Noddy24 wrote:What is the purpose of seeing a counselor? Are the sessions to save the marriage or to ease the pain of divorce for both of you and for your daughter? Do you and your wife agree on the purpose of counseling?
Are you physically separated? Have all of your possessions been removed from the former family home? How much time do you spend together? Do you see your daughter on a regular basis?
You speak of making separate financial arrangements? Has this been done?
Your post indicates your mental muddle. You are neither married nor separated and this state of affairs is confusing for everyone.
I'm married. We are still living in the same home. We were going through the process of seperating physically, living apart, and after agreeing on seperating our belongings and having a talk about selling the house. She tells me that she's pregnant.
We are seeing a counselor who has seen several identical situations (seperating when the news of a preganancy changes the decision to seperate)
The idea was to see this counselor hoping to save the marriage. I know we both want what's best for our child and soon to be newborn, well in 8 months. We're hoping that staying together is best. I don't know.

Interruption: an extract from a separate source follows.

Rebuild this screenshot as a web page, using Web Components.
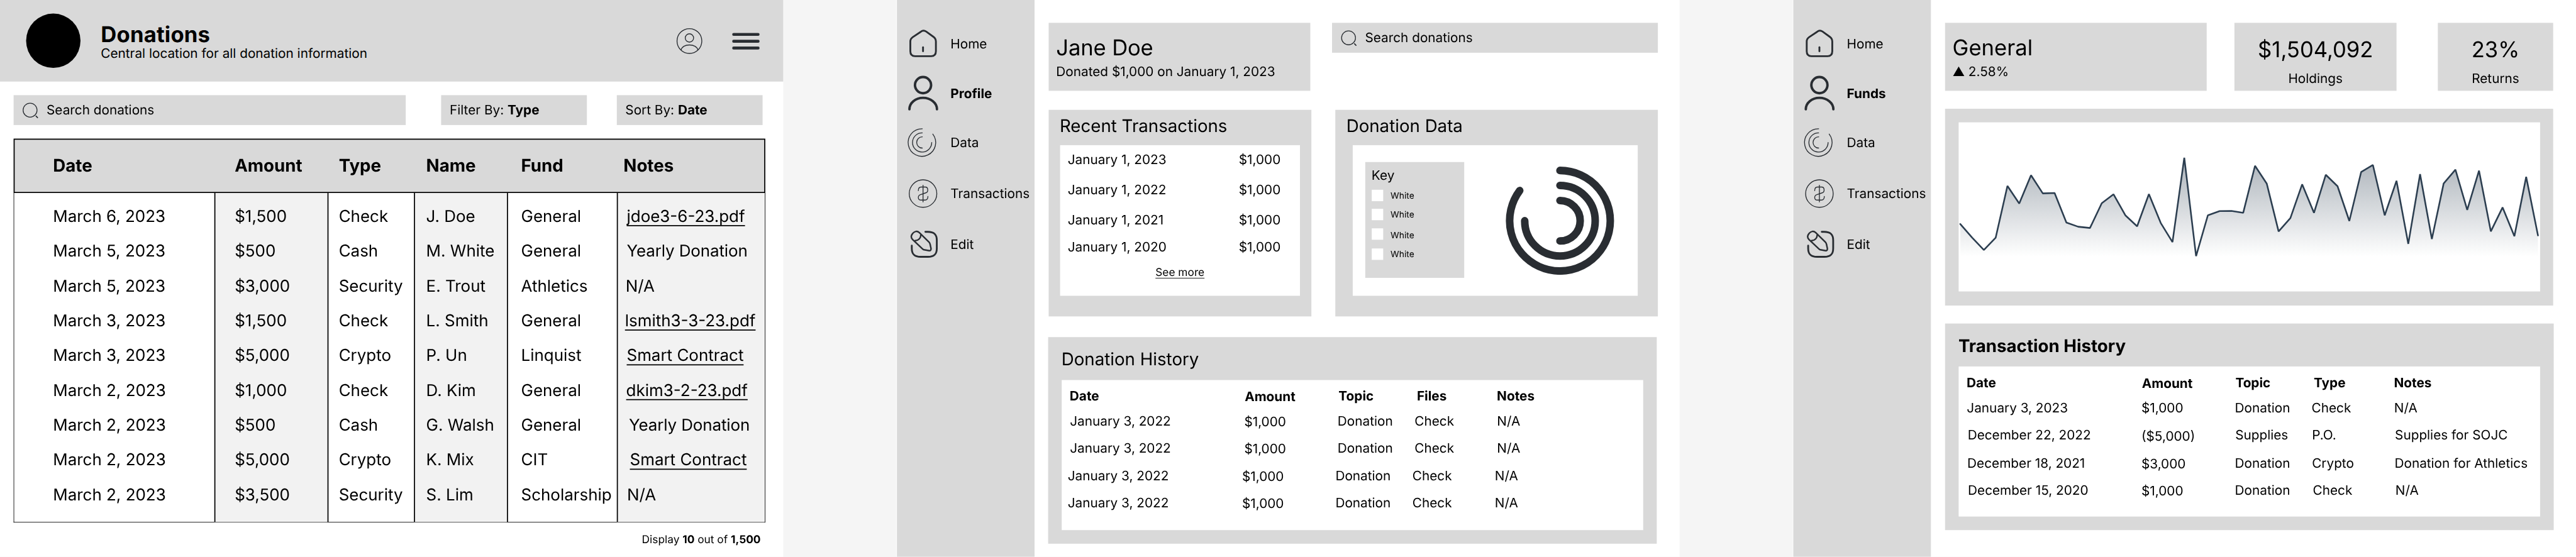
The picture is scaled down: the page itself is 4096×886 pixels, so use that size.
<!DOCTYPE html>
<html lang="en">
<head>
<meta charset="utf-8">
<title>Donations wireframes</title>
<style>
  html, body { margin: 0; background: #f5f5f5; overflow: hidden; }
  body { width: 4096px; height: 886px; font-family: Inter, "Liberation Sans", sans-serif; color: #000; }
</style>
</head>
<body>
<wireframe-board></wireframe-board>

<script>
const INK = '#292D32';

/* Base class: puts markup and styles in an open shadow root. */
class Part extends HTMLElement {
  connectedCallback() {
    if (this.shadowRoot) return;
    const root = this.attachShadow({ mode: 'open' });
    root.innerHTML = `<style>
      *, *::before { box-sizing: border-box; }
      :host { display: block; box-sizing: border-box; white-space: nowrap; }
      svg { display: block; flex: none; }
      ${this.css()}
    </style>${this.html()}`;
  }
  css() { return ''; }
  html() { return '<slot></slot>'; }
}

/* ---------- icons ---------- */
const ICONS = {
  home: { box: '15 18 180 210', w: 60, h: 70, body: `
    <g stroke-width="10"><path d="M99 55Q113 44 128 54L168 83Q182 93 182 109V163Q182 190 156 190H67Q41 190 41 163V109Q41 94 54 85Z"/>
    <path d="M111 141V163"/></g>` },
  person: { box: '15 291 180 210', w: 60, h: 70, body: `
    <g stroke-width="13.5"><circle cx="111" cy="349.5" r="44.5"/>
    <path d="M36 483C36 448 69 420 111 420S188 448 188 483"/></g>` },
  data: { box: '15 564 180 210', w: 60, h: 70, body: `
    <g stroke-width="4.7"><path d="M107 590.5A76 76 0 1 0 165 620"/>
    <path d="M107 613A53 53 0 1 0 159 666"/><path d="M107 635A31 31 0 0 0 107 697"/></g>` },
  dollar: { box: '15 843 180 210', w: 60, h: 70, body: `
    <g stroke-width="4.7"><circle cx="111" cy="948" r="76"/><path d="M111 902V994"/>
    <path d="M85 932C85 919 92 912 101 912H123C133 912 137 919 137 928C137 939 133 942 126 944L97 954C88 957 85 962 85 970C85 979 91 984 100 984H122C132 984 138 976 138 964"/></g>` },
  edit: { box: '15 1125 180 210', w: 60, h: 70, body: `
    <path stroke-width="10" d="M124 1159H137C172 1159 187 1173 187 1206V1250C187 1283 172 1297 138 1297H98C64 1297 49 1283 49 1250V1235"/>
    <g stroke-width="8.5"><path d="M53 1201C43 1190 44 1179 54 1168C65 1155 79 1153 90 1163L144 1216Q149 1221 150 1228L155 1251Q156 1264 145 1263L121 1259Q113 1258 108 1253Z"/>
    <path d="M68 1208C85 1207 98 1195 99 1177"/></g>` },
  search: { box: '41 188 30 30', w: 30, h: 30, body: `
    <circle cx="55.3" cy="202.6" r="12.8" stroke-width="1.5"/><path stroke-width="2" d="M66.3 213.6L69 216.3"/>` },
  account: { box: '1241 50 51 51', w: 51, h: 51, body: `
    <g stroke-width="1.6"><circle cx="1266.5" cy="75.5" r="22.8"/><circle cx="1266.5" cy="69.8" r="7.7"/>
    <path d="M1251.3 91.8C1252.5 86.4 1258.5 82.7 1266.5 82.7S1280.8 86.4 1282 91.8"/></g>` },
  menu: { box: '0 0 51 32', w: 51, h: 32, body: `
    <path stroke-width="5.4" d="M2.8 3.3H47.8M2.8 15.9H47.8M2.8 28.4H47.8"/>` }
};
customElements.define('line-icon', class extends Part {
  css() { return ':host { flex: none; }'; }
  html() {
    const i = ICONS[this.getAttribute('name')];
    return `<svg width="${i.w}" height="${i.h}" viewBox="${i.box}" fill="none" stroke="${INK}"
      stroke-linecap="round" stroke-linejoin="round">${i.body}</svg>`;
  }
});

/* ---------- shared controls ---------- */
customElements.define('search-bar', class extends Part {
  css() { return `:host { display: flex; align-items: center; height: 55px; padding-left: 16px;
    background: #d9d9d9; font-size: 24px; line-height: 30px; }
    span { margin: 1px 0 0 14.6px; }`; }
  html() { return `<line-icon name="search"></line-icon><span>Search donations</span>`; }
});

customElements.define('option-box', class extends Part {
  css() { return `:host { width: 268px; height: 55px; padding-left: 15.7px; background: #d9d9d9;
    font-size: 24px; line-height: 56px; }`; }
});

/* ---------- screen 1 ---------- */
customElements.define('app-header', class extends Part {
  css() { return `:host { display: flex; align-items: center; height: 150px; padding: 0 43.5px 0 48px; background: #d9d9d9; }
    .logo { width: 100px; height: 100px; border-radius: 50%; background: #000; }
    .titles { flex: 1; align-self: flex-start; margin: 41px 0 0 37.3px; }
    h1 { margin: 0; font-size: 40px; line-height: 44px; letter-spacing: .25px; }
    p { margin: 0; font-size: 24px; line-height: 26px; }
    .account { margin-right: 52.5px; }
    line-icon { margin-top: 1px; }`; }
  html() { return `<div class="logo"></div>
    <div class="titles"><h1>Donations</h1><p>Central location for all donation information</p></div>
    <line-icon class="account" name="account"></line-icon><line-icon name="menu"></line-icon>`; }
});

/* Notes cells: text, indent, kind (1 = link, 2 = tightened). */
const COLUMNS = [
  { title: 'Date', w: 368, pad: 71.4, cells: ['March 6, 2023', 'March 5, 2023', 'March 5, 2023', 'March 3, 2023', 'March 3, 2023', 'March 2, 2023', 'March 2, 2023', 'March 2, 2023', 'March 2, 2023'] },
  { title: 'Amount', w: 208, pad: 35.5, cells: ['$1,500', '$500', '$3,000', '$1,500', '$5,000', '$1,000', '$500', '$5,000', '$3,500'] },
  { title: 'Type', w: 158.5, pad: 18.8, cells: ['Check', 'Cash', 'Security', 'Check', 'Crypto', 'Check', 'Cash', 'Crypto', 'Security'] },
  { title: 'Name', w: 171, pad: 21, cells: ['J. Doe', 'M. White', 'E. Trout', 'L. Smith', 'P. Un', 'D. Kim', 'G. Walsh', 'K. Mix', 'S. Lim'] },
  { title: 'Fund', w: 202, pad: 24.5, cells: ['General', 'General', 'Athletics', 'General', 'Linquist', 'General', 'General', 'CIT', 'Scholarship'] },
  { title: 'Notes', w: 272.5, pad: 10.7, cells: [['jdoe3-6-23.pdf', 6, 1], ['Yearly Donation', 6, 2], ['N/A', 4], ['lsmith3-3-23.pdf', 2.8, 1], ['Smart Contract', 6, 1], ['dkim3-2-23.pdf', 5, 1], ['Yearly Donation', 10, 2], ['Smart Contract', 11.8, 1], ['N/A', 6.5]] }
];
customElements.define('donations-table', class extends Part {
  css() { return `:host { width: 1382px; }
    .head { display: flex; align-items: center; height: 100px;
      border: 2px solid #000; background: #d9d9d9; font-weight: 700; font-size: 32px; line-height: 40px; }
    .head div { flex: none; }
    .head div:first-child { margin-left: -1px; }
    .body { display: flex; height: 606px; border: 1px solid #000; border-top: 0; background: #fff; }
    .col { flex: none; padding-top: 11px; font-size: 30px; line-height: 64px; }
    .col + .col { border-left: 2px solid #000; }
    .col:nth-child(even) { background: #f2f2f2; }
    .tight { letter-spacing: -.13px; }
    u { text-decoration: underline 2px; text-underline-offset: 6px; text-decoration-skip-ink: none; }`; }
  html() {
    const cell = c => Array.isArray(c)
      ? `<div${c[2] == 2 ? ' class="tight"' : ''} style="padding-left:${c[1]}px">${c[2] == 1 ? `<u>${c[0]}</u>` : c[0]}</div>` : `<div>${c}</div>`;
    return `<div class="head">${COLUMNS.map((c, i) =>
      `<div style="width:${i == 5 ? 266 : c.w}px;padding-left:${c.pad + (i ? 2 : 0)}px">${c.title}</div>`).join('')}</div>
      <div class="body">${COLUMNS.map(c =>
      `<div class="col" style="width:${c.w}px;padding-left:${c.pad}px">${c.cells.map(cell).join('')}</div>`).join('')}</div>`;
  }
});

customElements.define('donations-screen', class extends Part {
  css() { return `:host { width: 1440px; height: 1024px; background: #fff; }
    .tools { display: flex; margin: 25px 0 25px 25px; }
    search-bar { width: 721px; margin-right: 65px; }
    option-box + option-box { margin-left: 55px; }
    donations-table { margin-left: 25px; }
    footer { margin: 18px 41.5px 0 0; text-align: right; font-size: 20px; line-height: 26px; }`; }
  html() { return `<app-header></app-header>
    <div class="tools"><search-bar></search-bar><option-box>Filter By: <b>Type</b></option-box><option-box>Sort By: <b>Date</b></option-box></div>
    <donations-table></donations-table>
    <footer>Display <b>10</b> out of <b>1,500</b></footer>`; }
});

/* ---------- side navigation ---------- */
customElements.define('side-nav', class extends Part {
  css() { return `:host { flex: none; width: 253px; height: 1024px; margin-left: 1px; padding: 46px 0 0 16px; background: #d9d9d9;
      font-size: 24px; line-height: 30px; }
    .item { display: flex; align-items: center; height: 70px; }
    .item span { margin-left: 22.4px; }
    .active { font-weight: 700; }`; }
  html() {
    const items = [['home', 'Home', 0], ['person', this.getAttribute('active'), 21], ['data', 'Data', 21],
      ['dollar', 'Transactions', 23], ['edit', 'Edit', 24]];
    return items.map(([i, t, m]) => `<div class="item${i == 'person' ? ' active' : ''}" style="margin-top:${m}px">
      <line-icon name="${i}"></line-icon><span>${t}</span></div>`).join('');
  }
});

/* ---------- cards ---------- */
customElements.define('title-card', class extends Part {
  css() { return `:host { width: 481px; height: 125px; padding: 22px 0 0 13.7px; background: #d9d9d9; }
    .t { font-size: 40px; line-height: 48px; }
    .s { margin-top: 5px; font-size: 24px; line-height: 30px; }`; }
  html() { return `<div class="t"><slot name="title"></slot></div><div class="s"><slot></slot></div>`; }
});

customElements.define('stat-card', class extends Part {
  css() { return `:host { height: 125px; padding-top: 25px; background: #d9d9d9; text-align: center; }
    .v { font-size: 40px; line-height: 48px; }
    .l { margin-top: 15px; font-size: 24px; line-height: 30px; }`; }
  html() { return `<div class="v">${this.getAttribute('value')}</div><div class="l"><slot></slot></div>`; }
});

customElements.define('recent-card', class extends Part {
  css() { return `:host { width: 483px; height: 380px; padding-top: 10px; background: #d9d9d9; }
    h2 { margin: 0 0 15px 20.2px; font-weight: 400; font-size: 32px; line-height: 40px; }
    .sheet { width: 441px; height: 276.5px; margin-left: 21px; padding: 12px 0 0 14px; background: #fff; font-size: 24px; line-height: 30px; }
    .row { display: grid; grid-template-columns: 314.5px auto; }
    .more { margin: 19px 0 0 161.3px; font-size: 20px; line-height: 26px; text-decoration: underline;
      text-decoration-thickness: 1.3px; text-underline-offset: 3px; text-decoration-skip-ink: none; }`; }
  html() {
    return `<h2>Recent Transactions</h2><div class="sheet">
      ${[['2023', 25], ['2022', 26], ['2021', 19], ['2020', 0]].map(([y, m]) =>
        `<div class="row" style="margin-bottom:${m}px"><span>January 1, ${y}</span><span>$1,000</span></div>`).join('')}
      <div class="more">See more</div></div>`;
  }
});

customElements.define('data-key', class extends Part {
  css() { return `:host { width: 182px; height: 213px; padding: 10px 0 0 11.6px; background: #d9d9d9; }
    .k { font-size: 24px; line-height: 30px; margin-bottom: 11px; }
    .r { display: flex; align-items: flex-start; height: 21px; font-size: 16px; line-height: 20px; }
    i { width: 21px; height: 21px; margin-right: 14px; background: #fff; }`; }
  html() {
    return `<div class="k">Key</div>${[[14, 0], [15, 0], [16, 2], [0, 0]].map(([m, d]) =>
      `<div class="r" style="margin-bottom:${m}px"><i></i><span style="padding-top:${d}px">White</span></div>`).join('')}`;
  }
});

customElements.define('ring-chart', class extends Part {
  html() { return `<svg width="200" height="200" viewBox="-100 -100 200 200" fill="none" stroke="${INK}" stroke-width="13.9" stroke-linecap="round">
    <path d="M0-92.5A92.5 92.5 0 1 1-74-55.5"/><path d="M0-64.8A64.8 64.8 0 1 1-64.8 0"/><path d="M0-37.2A37.2 37.2 0 0 1 0 37.2"/></svg>`; }
});

customElements.define('data-card', class extends Part {
  css() { return `:host { width: 593px; height: 380px; padding-top: 10px; background: #d9d9d9; }
    h2 { margin: 0 0 15px 20.2px; font-weight: 400; font-size: 32px; line-height: 40px; }
    .sheet { display: flex; align-items: flex-start; width: 524px; height: 276.5px; margin-left: 32px; background: #fff; }
    data-key { margin: 31px 0 0 23px; }
    ring-chart { margin: 38.5px 0 0 76.3px; }`; }
  html() { return `<h2>Donation Data</h2><div class="sheet"><data-key></data-key><ring-chart></ring-chart></div>`; }
});

/* Each row: top gap, column offsets, texts, extra drop of the amount cell. */
const HISTORY = {
  donation: [
    [0, [14.6, 336.4, 508.9, 652.9, 800], ['Date', 'Amount', 'Topic', 'Files', 'Notes'], 1],
    [16, [15, 335.5, 507.2, 648.7, 800.2], ['January 3, 2022', '$1,000', 'Donation', 'Check', 'N/A'], 1],
    [20, [15, 335.5, 507.2, 648.7, 800.2], ['January 3, 2022', '$1,000', 'Donation', 'Check', 'N/A'], 1],
    [20, [11, 331.5, 503.2, 644.7, 796.2], ['January 3, 2022', '$1,000', 'Donation', 'Check', 'N/A'], 1],
    [20, [11, 331.5, 503.2, 644.7, 796.2], ['January 3, 2022', '$1,000', 'Donation', 'Check', 'N/A'], 1]
  ],
  transaction: [
    [0, [14.6, 336.9, 508.8, 652.9, 800.3], ['Date', 'Amount', 'Topic', 'Type', 'Notes'], 1],
    [16, [15, 336, 507.8, 648.8, 800.7], ['January 3, 2023', '$1,000', 'Donation', 'Check', 'N/A'], 1],
    [20, [16.5, 336, 508.5, 649.6, 802.1], ['December 22, 2022', '($5,000)', 'Supplies', 'P.O.', 'Supplies for SOJC'], 2],
    [22, [15.9, 336, 507.8, 649.6, 801.4], ['December 18, 2021', '$3,000', 'Donation', 'Crypto', 'Donation for Athletics'], 1],
    [20, [17, 336, 507.8, 651.1, 802.9], ['December 15, 2020', '$1,000', 'Donation', 'Check', 'N/A'], 1]
  ]
};
customElements.define('history-card', class extends Part {
  css() { return `:host { width: 1119px; height: 380px; padding-top: 21px; background: #d9d9d9; }
    h2 { margin: 0 0 18px 24.5px; font-weight: var(--title-weight, 400); font-size: 32px; line-height: 40px; }
    .sheet { width: 1069px; height: 276px; margin-left: 25px; padding-top: 15px; background: #fff; font-size: 24px; line-height: 30px; }
    .row { display: grid; height: 30px; }
    .row:first-child { font-weight: 700; }`; }
  html() {
    return `<h2><slot></slot></h2><div class="sheet">${HISTORY[this.getAttribute('rows')].map(([gap, xs, texts, drop]) => {
      const cols = xs.slice(1).map((x, i) => (x - xs[i]).toFixed(1) + 'px').join(' ') + ' auto';
      return `<div class="row" style="margin:${gap}px 0 0 ${xs[0]}px;grid-template-columns:${cols}">${
        texts.map((t, i) => `<span${i == 1 ? ` style="padding-top:${drop}px"` : ''}>${t}</span>`).join('')}</div>`;
    }).join('')}</div>`;
  }
});

customElements.define('area-chart', class extends Part {
  css() { return `:host { width: 1118px; height: 362px; padding: 25px 0 0 25px; background: #d9d9d9; }
    svg { background: #fff; }`; }
  html() {
    const ys = [412, 437, 459.8, 437.3, 342, 374.3, 322.3, 355.7, 355, 409.3, 417, 419.3, 373.7, 357.3, 396, 416.3, 357,
      410, 445.3, 290, 471, 396, 388.3, 388, 391.3, 305, 338, 425.6, 401, 339, 391.5, 321.5, 342.5, 406.4, 316.5, 303.5,
      396, 332.5, 448.5, 320.3, 439.7, 337.5, 312, 386, 313.8, 425.6, 381.5, 434.4, 325.3, 433];
    const pts = ys.map((y, i) => `${(3 + i * 21.675).toFixed(2)} ${(y - 225).toFixed(1)}`);
    return `<svg width="1069" height="311" viewBox="0 0 1069 311">
      <defs><linearGradient id="fade" gradientUnits="userSpaceOnUse" x1="0" y1="64" x2="0" y2="247">
        <stop offset="0" stop-color="#2C3E50" stop-opacity=".4"/><stop offset="1" stop-color="#2C3E50" stop-opacity="0"/>
      </linearGradient></defs>
      <path d="M3 247L${pts.join('L')}V247Z" fill="url(#fade)"/>
      <path d="M${pts.join('L')}" fill="none" stroke="#2C3E50" stroke-width="3" stroke-linejoin="bevel" stroke-linecap="round"/></svg>`;
  }
});

/* ---------- screens 2 and 3 ---------- */
const SCREEN_CSS = `:host { display: flex; width: 1440px; height: 1024px; background: #fff; }
  main { padding: 42px 0 0 26px; }
  .row { display: flex; align-items: flex-start; }`;

customElements.define('profile-screen', class extends Part {
  css() { return SCREEN_CSS + `
    search-bar { width: 599px; margin-left: 40px; }
    [slot] { letter-spacing: -.15px; }
    .mid { margin-top: 35px; }
    data-card { margin-left: 44px; }
    history-card { margin: 38px 0 0 -1px; }`; }
  html() { return `<side-nav active="Profile"></side-nav><main>
    <div class="row"><title-card><span slot="title">Jane Doe</span>Donated $1,000 on January 1, 2023</title-card><search-bar></search-bar></div>
    <div class="row mid"><recent-card></recent-card><data-card></data-card></div>
    <history-card rows="donation">Donation History</history-card></main>`; }
});

customElements.define('funds-screen', class extends Part {
  css() { return SCREEN_CSS + `
    .holdings { width: 298px; margin-left: 51px; }
    .returns { width: 212px; margin-left: 76px; }
    area-chart { margin-top: 33px; }
    history-card { margin-top: 33px; --title-weight: 700; }
    .up { font-size: 22.7px; margin-right: -.5px; }`; }
  html() { return `<side-nav active="Funds"></side-nav><main>
    <div class="row"><title-card><span slot="title">General</span><span class="up">▲</span> 2.58%</title-card>
      <stat-card class="holdings" value="$1,504,092">Holdings</stat-card><stat-card class="returns" value="23%">Returns</stat-card></div>
    <area-chart></area-chart>
    <history-card rows="transaction">Transaction History</history-card></main>`; }
});

customElements.define('wireframe-board', class extends Part {
  css() { return `:host { width: 4096px; height: 886px; overflow: hidden; background: #f5f5f5; }
    .stage { display: flex; gap: 208px; width: 4736px; height: 1024px;
      transform: scale(.864865); transform-origin: 0 0; text-rendering: geometricPrecision; }
    .stage > * { flex: none; }`; }
  html() { return `<div class="stage"><donations-screen></donations-screen><profile-screen></profile-screen><funds-screen></funds-screen></div>`; }
});
</script>
</body>
</html>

I'm thinking that living in the same house with a woman that I have very little trust in, is taking it's toll on me. I'm experiencing some extreme anxiety...I'm normally a very calm, rational person. I don't think I've ever had a persistent feeling of dread and anxiety from morning to night like I do now. I'm confused...I have a million questions....and nowhere to go for answers...except twice a month to a very expensive marriage therapist.
Should I seperate our finances?
Should I talk to a lawyer now?
Should I start looking for a place to live now or wait until we have our house on the market assuming that counseling doesn't work?
I want to be positive and work at it and hope and pray that counseling works but I have this doubt in the back of my mind and it won't leave.
I have a constant feeling that we're not going to be able to work things out. That there's too much resentment in our marriage. Too much distrust.
I'm open to advice, suggestions, anything, as you mentioned my thinking is muddled, I feel overwhelmed...totally overwhelmed.